What I'm taking from your post is that you reject DOA. Is this accurate?
>tfw so smart realize not accepting death of the author is still a form of accepting death of the author
I just wanted to note that the author is not as totally useless a token as 'god' is today. Like imagine something criticized some theory saying 'it doesn't please god', that is totally ridiculous but wouldn't have been in the middle ages. Whereas you still can talk about 'the author'. That's why I think speaking of the 'Death of the Author' is exaggerated. At the same time I really would like to read more non-author-centric arguments here. Not 'Was Dostojevsky more intelligent than Borges? Was he a greater artist?' but more: what in their approach is still possible today, what isn't?
>Death of the Author
>the author is still alive
>i saw the guy irl
busted
No self-respecting intellectual can disagree with the fact that biographism and auctorial intent lead to a subset of the infinite set of possible interpretations to a text.
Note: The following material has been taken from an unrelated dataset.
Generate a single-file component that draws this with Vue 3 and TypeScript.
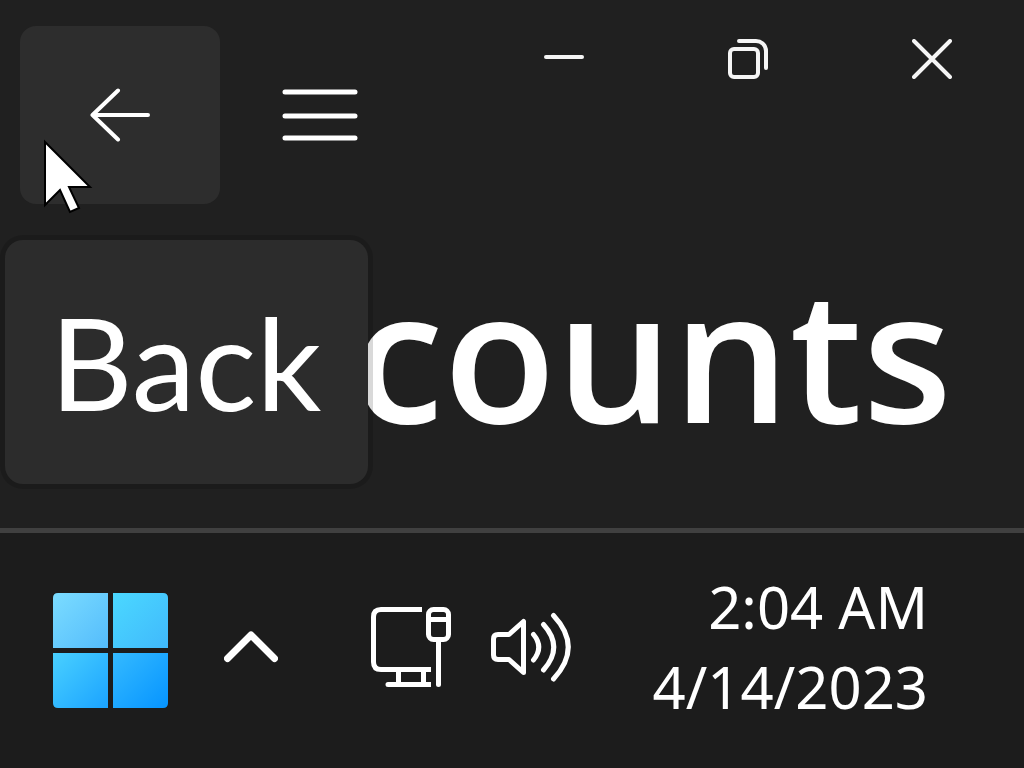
<script setup lang="ts">
const time = '2:04 AM'
const date = '4/14/2023'
</script>

<template>
  <div class="desktop">
    <main class="window">
      <header class="titlebar">
        <nav class="nav">
          <button class="back" type="button" aria-label="Back" aria-describedby="tip">
            <svg width="60" height="54" viewBox="0 0 60 54">
              <path d="M28 2.500 2.500 27 28 51.500M2.500 27H58" />
            </svg>
          </button>
          <button class="menu" type="button" aria-label="Menu">
            <svg width="76" height="54" viewBox="0 0 76 54">
              <path d="M3 4H73M3 28H73M3 50H73" />
            </svg>
          </button>
        </nav>
        <div class="controls">
          <button type="button" aria-label="Minimize">
            <svg width="40" height="40" viewBox="0 0 40 40"><path d="M2 18H38" /></svg>
          </button>
          <button type="button" aria-label="Restore">
            <svg width="40" height="40" viewBox="0 0 40 40">
              <rect x="2" y="10" width="28" height="28" rx="4" />
              <path d="M11 2H28A10 10 0 0 1 38 12V29" />
            </svg>
          </button>
          <button type="button" aria-label="Close">
            <svg width="40" height="40" viewBox="0 0 40 40"><path d="M2 2 38 38M38 2 2 38" /></svg>
          </button>
        </div>
      </header>
      <h1 class="heading">counts</h1>
      <div id="tip" class="tooltip" role="tooltip">Back</div>
      <svg class="cursor" width="50" height="76" viewBox="0 0 50 76">
        <path d="M2 3V66L17 51 27 73 36 69 26 48H47Z" />
      </svg>
    </main>

    <footer class="taskbar">
      <button class="start" type="button" aria-label="Start">
        <svg width="116" height="116" viewBox="0 0 116 116">
          <defs>
            <linearGradient id="g1" x1="0" y1="0" x2="1" y2="1">
              <stop offset="0" stop-color="#7bdcff" /><stop offset="1" stop-color="#54bcfc" />
            </linearGradient>
            <linearGradient id="g2" x1="0" y1="0" x2="1" y2="1">
              <stop offset="0" stop-color="#4bd8ff" /><stop offset="1" stop-color="#40b9fc" />
            </linearGradient>
            <linearGradient id="g3" x1="0" y1="0" x2="1" y2="1">
              <stop offset="0" stop-color="#49d0ff" /><stop offset="1" stop-color="#1ba3ff" />
            </linearGradient>
            <linearGradient id="g4" x1="0" y1="0" x2="1" y2="1">
              <stop offset="0" stop-color="#34baff" /><stop offset="1" stop-color="#0694ff" />
            </linearGradient>
          </defs>
          <path fill="url(#g1)" d="M5 0H55V55H0V5Q0 0 5 0Z" />
          <path fill="url(#g2)" d="M60 0H110Q115 0 115 5V55H60Z" />
          <path fill="url(#g3)" d="M0 60H55V115H5Q0 115 0 110Z" />
          <path fill="url(#g4)" d="M60 60H115V110Q115 115 110 115H60Z" />
        </svg>
      </button>
      <div class="tray">
        <button class="chevron" type="button" aria-label="Show hidden icons">
          <svg width="54" height="32" viewBox="0 0 54 32"><path d="M3.500 27.500 27 4 50.500 27.500" /></svg>
        </button>
        <button class="status" type="button" aria-label="Network and volume">
          <svg width="81" height="80" viewBox="0 0 81 80">
            <g class="butt">
              <path d="M51 2.500H10Q2.500 2.500 2.500 10V55Q2.500 62.500 10 62.500H60" />
              <path d="M27.500 62V77M52.500 62V77M40 77.500H60" />
              <rect x="57.500" y="2.500" width="20" height="30" rx="5" />
              <path d="M57.500 12.500H77.500" />
            </g>
            <path d="M17 77.500H50M67.500 34V77.500" />
          </svg>
          <svg width="81" height="80" viewBox="0 0 81 80">
            <path d="M2.500 32Q2.500 27.500 7 27.500H18L32.500 14.500V65.500L18 52.500H7Q2.500 52.500 2.500 48Z" />
            <path d="M42.500 27.500Q53 40 42.500 53M52.500 17.500Q73 40 52.500 63M62.500 8.500Q92 40 62.500 72" />
          </svg>
        </button>
        <div class="clock">
          <time>{{ time }}</time>
          <time>{{ date }}</time>
        </div>
      </div>
    </footer>
  </div>
</template>

<style>
body {
  background: #202020;
}
</style>

<style scoped>
.desktop {
  min-height: 100vh;
  display: flex;
  flex-direction: column;
  color: #fff;
  font-family: "Noto Sans", "Open Sans", sans-serif;
}

button {
  display: flex;
  align-items: center;
  justify-content: center;
  padding: 0;
  border: 0;
  background: none;
  color: #fff;
}

svg {
  display: block;
  flex: none;
  fill: none;
  stroke: currentColor;
  stroke-width: 4;
  stroke-linecap: round;
  stroke-linejoin: round;
}

.window {
  position: relative;
  background: #202020;
  padding-bottom: 56px;
}

.titlebar {
  display: flex;
  justify-content: space-between;
  align-items: flex-start;
}

.nav {
  display: flex;
  padding: 26px 0 0 20px;
}

.back {
  width: 200px;
  height: 178px;
  border-radius: 16px;
  background: #2d2d2d;
}

.menu {
  width: 200px;
  height: 178px;
}

.menu svg {
  stroke-width: 5;
}

.controls {
  display: flex;
  flex: 0 1 552px;
}

.controls button {
  flex: 1;
  height: 118px;
  color: #f5f5f5;
}

.heading {
  margin: 28px 72px 0 0;
  text-align: right;
  font-family: "Open Sans", "Noto Sans", sans-serif;
  font-size: 184px;
  font-weight: 600;
  line-height: 240px;
}

.tooltip {
  position: absolute;
  left: 5px;
  top: 240px;
  box-sizing: border-box;
  width: 363px;
  height: 244px;
  padding-left: 45px;
  border-radius: 18px;
  background: #2c2c2c;
  box-shadow: 0 0 0 5px rgba(0, 0, 0, 0.15);
  font-family: Lato, "Open Sans", sans-serif;
  font-size: 128px;
  line-height: 244px;
}

.cursor {
  position: absolute;
  left: 43px;
  top: 139px;
  fill: #fff;
  stroke: #000;
  stroke-width: 2;
  stroke-linejoin: miter;
}

.taskbar {
  flex: 1;
  display: flex;
  align-items: center;
  padding: 0 96px 0 53px;
  border-top: 5px solid #404040;
  background: #1c1c1c;
}

.start svg {
  stroke: none;
}

.tray {
  flex: 1;
  display: flex;
  align-items: center;
  margin-left: 55px;
  padding-bottom: 8px;
}

.chevron svg {
  stroke-width: 7;
}

.status {
  gap: 39px;
  margin-left: 93px;
}

.status svg {
  stroke-width: 5;
}

.butt {
  stroke-linecap: butt;
}

.clock {
  display: flex;
  flex-direction: column;
  margin-left: auto;
  text-align: right;
  font-size: 58px;
  line-height: 80px;
}
</style>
What do the 4 symbols in the pic mean?
seven
Nigga, the whole purpose of thought is to find finite subsets of the infinite sets of possible interpretations of information we are presented with.
The question is under what circumstances and to which extent authorial intent should be considered when reading an individual text, and even more importantly how we define an individual. For instance, your reading of Plato may change depending on which of the Socratic dialogues you attribute to him, but it changes even more drastically depending on whether you think an author is a person capable of rational thought, or an animal ruled by its subconscious instincts.
The question of the value of authorship for literary analysis is really a cleverly disguised version of the question of what it means to be human.
Dankie skankie
>what Barthes intended
>implying that matters
lmoa
What a useless statement.
It's alright, the death of the author accepts you.